■ **Aim**
Look through the data below and return each line where "styles" appears.

■ **Entries with page source code**
--------------------------------------------------
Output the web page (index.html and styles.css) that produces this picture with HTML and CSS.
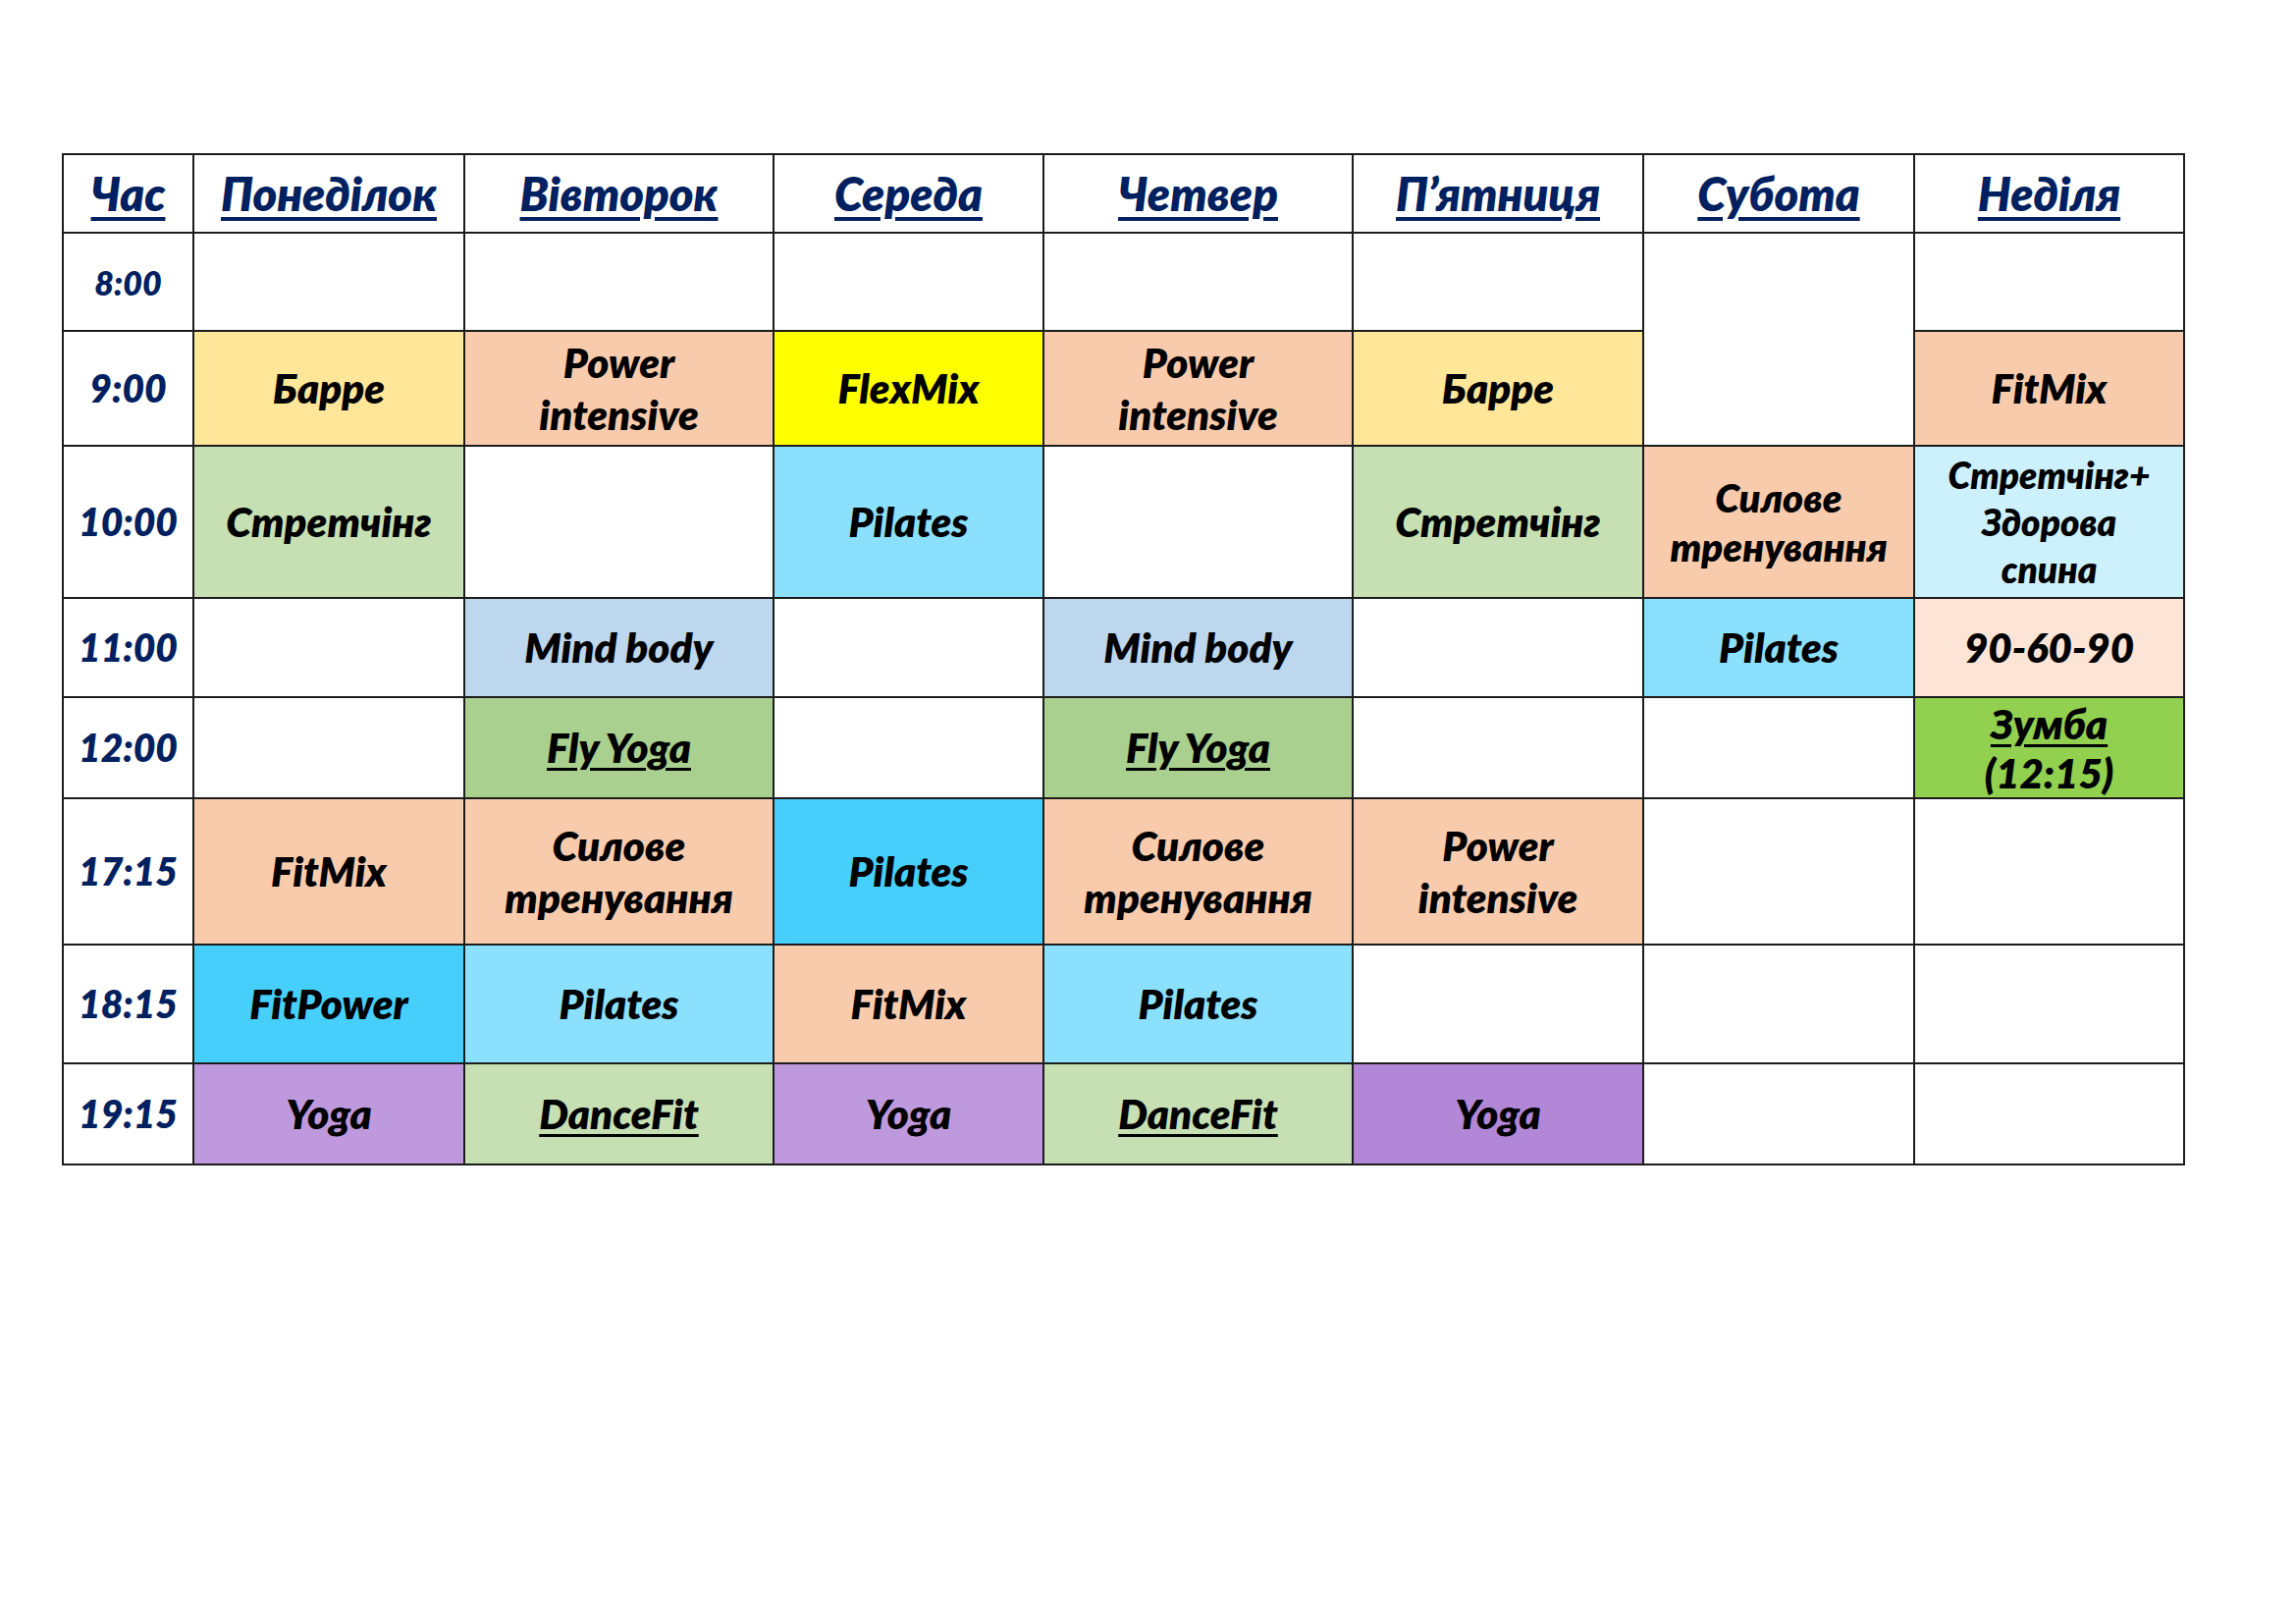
FILE: index.html
```html
<!DOCTYPE html>
<html lang="uk">
<head>
<meta charset="utf-8">
<title>Розклад</title>
<link rel="stylesheet" href="styles.css">
</head>
<body>
<div class="page">
<table class="schedule">
  <colgroup>
    <col class="w-time"><col class="w-mon"><col class="w-tue"><col class="w-wed"><col class="w-thu"><col class="w-fri"><col class="w-sat"><col class="w-sun">
  </colgroup>
  <thead>
    <tr class="r-head">
      <th><span class="u">Час</span></th>
      <th><span class="u">Понеділок</span></th>
      <th><span class="u">Вівторок</span></th>
      <th><span class="u">Середа</span></th>
      <th><span class="u">Четвер</span></th>
      <th><span class="u">П’ятниця</span></th>
      <th><span class="u">Субота</span></th>
      <th><span class="u">Неділя</span></th>
    </tr>
  </thead>
  <tbody>
    <tr class="r-800">
      <td class="time small">8:00</td>
      <td></td><td></td><td></td><td></td><td></td>
      <td rowspan="2"></td>
      <td></td>
    </tr>
    <tr class="r-900">
      <td class="time">9:00</td>
      <td class="bg-barre">Барре</td>
      <td class="bg-peach">Power<br>intensive</td>
      <td class="bg-yellow">FlexMix</td>
      <td class="bg-peach">Power<br>intensive</td>
      <td class="bg-barre">Барре</td>
      <td class="bg-peach">FitMix</td>
    </tr>
    <tr class="r-1000">
      <td class="time">10:00</td>
      <td class="bg-green">Стретчінг</td>
      <td></td>
      <td class="bg-cyan">Pilates</td>
      <td></td>
      <td class="bg-green">Стретчінг</td>
      <td class="bg-peach narrow">Силове<br>тренування</td>
      <td class="bg-ice small-text">Стретчінг+<br>Здорова<br>спина</td>
    </tr>
    <tr class="r-1100">
      <td class="time">11:00</td>
      <td></td>
      <td class="bg-blue">Mind body</td>
      <td></td>
      <td class="bg-blue">Mind body</td>
      <td></td>
      <td class="bg-cyan">Pilates</td>
      <td class="bg-cream">90-60-90</td>
    </tr>
    <tr class="r-1200">
      <td class="time">12:00</td>
      <td></td>
      <td class="bg-olive"><span class="ul">Fly Yoga</span></td>
      <td></td>
      <td class="bg-olive"><span class="ul">Fly Yoga</span></td>
      <td></td>
      <td></td>
      <td class="bg-lime tight"><span class="ul">Зумба</span><br>(12:15)</td>
    </tr>
    <tr class="r-1715">
      <td class="time">17:15</td>
      <td class="bg-peach">FitMix</td>
      <td class="bg-peach">Силове<br>тренування</td>
      <td class="bg-sky">Pilates</td>
      <td class="bg-peach">Силове<br>тренування</td>
      <td class="bg-peach">Power<br>intensive</td>
      <td></td>
      <td></td>
    </tr>
    <tr class="r-1815">
      <td class="time">18:15</td>
      <td class="bg-sky">FitPower</td>
      <td class="bg-cyan">Pilates</td>
      <td class="bg-peach">FitMix</td>
      <td class="bg-cyan">Pilates</td>
      <td></td>
      <td></td>
      <td></td>
    </tr>
    <tr class="r-1915">
      <td class="time">19:15</td>
      <td class="bg-lilac">Yoga</td>
      <td class="bg-green"><span class="ul">DanceFit</span></td>
      <td class="bg-lilac">Yoga</td>
      <td class="bg-green"><span class="ul">DanceFit</span></td>
      <td class="bg-purple">Yoga</td>
      <td></td>
      <td></td>
    </tr>
  </tbody>
</table>
</div>
</body>
</html>
```

FILE: styles.css
```css
html, body {
  margin: 0;
  padding: 0;
  background: #ffffff;
}

.page {
  padding: 156px 0 0 63px;
}

.schedule {
  border-collapse: collapse;
  table-layout: fixed;
  width: 2161px;
  font-family: Lato, "Open Sans", "Noto Sans", sans-serif;
  font-weight: 800;
  font-style: italic;
  color: #000000;
}

.w-time { width: 133px; }
.w-mon { width: 276px; }
.w-tue { width: 315px; }
.w-wed { width: 275px; }
.w-thu { width: 315px; }
.w-fri { width: 296px; }
.w-sat { width: 276px; }
.w-sun { width: 275px; }

.schedule th,
.schedule td {
  border: 2px solid #1c1c1c;
  padding: 0;
  text-align: center;
  vertical-align: middle;
  font-size: 42px;
  line-height: 53px;
  overflow: hidden;
  white-space: nowrap;
}

.schedule th {
  color: #002060;
  font-size: 47px;
  font-weight: 800;
}

.u {
  text-decoration: underline;
  text-decoration-thickness: 4px;
  text-underline-offset: 6px;
}

.ul {
  text-decoration: underline;
  text-decoration-thickness: 3px;
  text-underline-offset: 5px;
}

.schedule td.time {
  color: #002060;
  font-size: 39px;
}

.schedule td.time.small {
  font-size: 34px;
}

.schedule td.small-text {
  font-size: 37px;
  line-height: 48px;
}

.schedule td.narrow {
  font-size: 40px;
  line-height: 50px;
}

.schedule td.tight {
  line-height: 50px;
}

.r-head { height: 80px; }
.r-800 { height: 100px; }
.r-900 { height: 117px; }
.r-1000 { height: 155px; }
.r-1100 { height: 101px; }
.r-1200 { height: 103px; }
.r-1715 { height: 149px; }
.r-1815 { height: 121px; }
.r-1915 { height: 103px; }

.bg-barre { background: #ffe699; }
.bg-peach { background: #f8cbad; }
.bg-yellow { background: #ffff00; }
.bg-green { background: #c6e0b4; }
.bg-cyan { background: #8be0fd; }
.bg-sky { background: #47cffb; }
.bg-blue { background: #bdd7ee; }
.bg-olive { background: #a9d08e; }
.bg-ice { background: #ccf1fd; }
.bg-cream { background: #fce4d6; }
.bg-lime { background: #92d050; }
.bg-lilac { background: #bf99dd; }
.bg-purple { background: #b287d8; }
```
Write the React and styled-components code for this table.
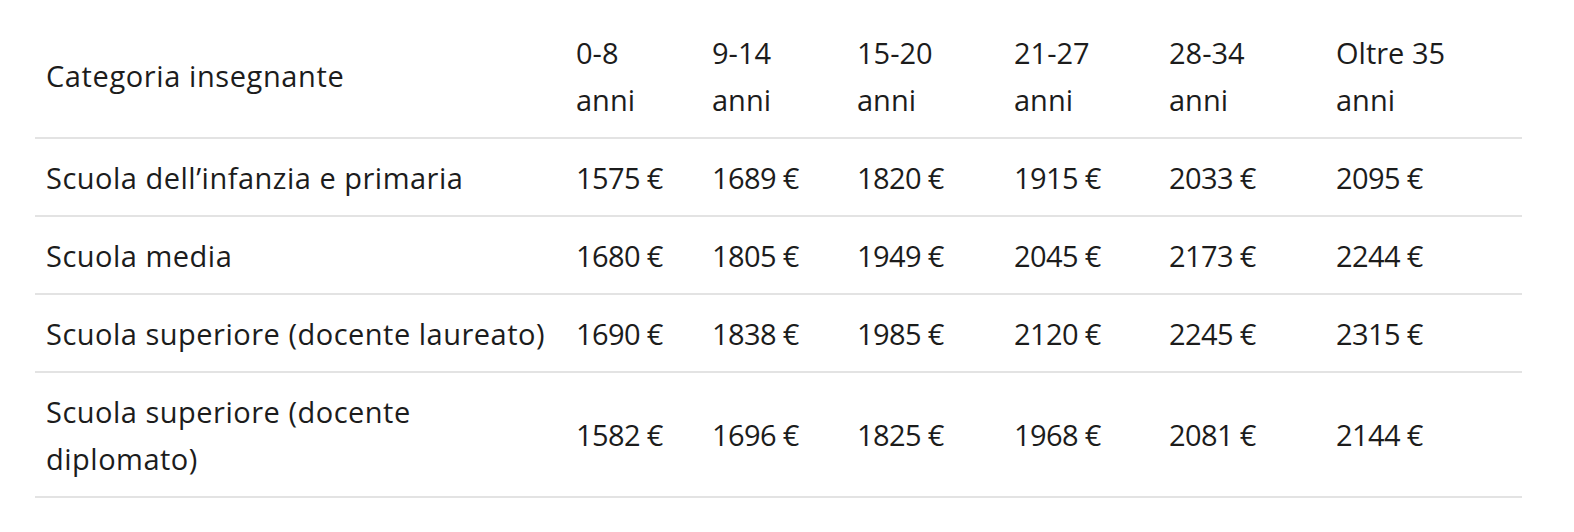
import React from 'react';
import styled, { createGlobalStyle } from 'styled-components';

const GlobalStyle = createGlobalStyle`
  body {
    margin: 0;
    background: #fff;
    font-family: "Open Sans", "Noto Sans", sans-serif;
    color: #1c1c1c;
  }
`;

const Wrapper = styled.div`
  padding: 14px 52px 0 35px;
`;

const Table = styled.table`
  width: 1487px;
  border-collapse: collapse;
  table-layout: fixed;
  font-size: 29px;
  line-height: 47px;
`;

const Row = styled.tr`
  border-bottom: 2px solid #e3e3e3;
`;

const HeadCell = styled.th`
  box-sizing: border-box;
  width: ${(p) => p.w}px;
  padding: 14.5px 8px 14.5px ${(p) => (p.first ? 11 : 13)}px;
  text-align: left;
  font-weight: 400;
  vertical-align: middle;
  letter-spacing: ${(p) => (p.first ? '0.6px' : '0')};
`;

const Cell = styled.td`
  box-sizing: border-box;
  padding: 14.5px 8px 14.5px ${(p) => (p.first ? 11 : 13)}px;
  vertical-align: middle;
  white-space: ${(p) => (p.first ? 'normal' : 'nowrap')};
  letter-spacing: ${(p) => (p.first ? '0.5px' : '-0.6px')};
`;

const columns = [
  { label: ['Categoria insegnante'], w: 528 },
  { label: ['0-8', 'anni'], w: 136 },
  { label: ['9-14', 'anni'], w: 145 },
  { label: ['15-20', 'anni'], w: 157 },
  { label: ['21-27', 'anni'], w: 155 },
  { label: ['28-34', 'anni'], w: 167 },
  { label: ['Oltre 35', 'anni'], w: 199 },
];

const rows = [
  ['Scuola dell’infanzia e primaria', 1575, 1689, 1820, 1915, 2033, 2095],
  ['Scuola media', 1680, 1805, 1949, 2045, 2173, 2244],
  ['Scuola superiore (docente laureato)', 1690, 1838, 1985, 2120, 2245, 2315],
  ['Scuola superiore (docente diplomato)', 1582, 1696, 1825, 1968, 2081, 2144],
];

export default function App() {
  return (
    <>
      <GlobalStyle />
      <Wrapper>
        <Table>
          <thead>
            <Row>
              {columns.map((c, i) => (
                <HeadCell key={i} w={c.w} first={i === 0}>
                  {c.label.map((l, j) => (
                    <React.Fragment key={j}>
                      {j > 0 && <br />}
                      {l}
                    </React.Fragment>
                  ))}
                </HeadCell>
              ))}
            </Row>
          </thead>
          <tbody>
            {rows.map((r, i) => (
              <Row key={i}>
                {r.map((v, j) => (
                  <Cell key={j} first={j === 0}>
                    {j === 0 ? v : `${v} €`}
                  </Cell>
                ))}
              </Row>
            ))}
          </tbody>
        </Table>
      </Wrapper>
    </>
  );
}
--------------------------------------------------
■ **Worked answer**
Output the web page (index.html and styles.css) that produces this picture with HTML and CSS.
<link rel="stylesheet" href="styles.css">
FILE: styles.css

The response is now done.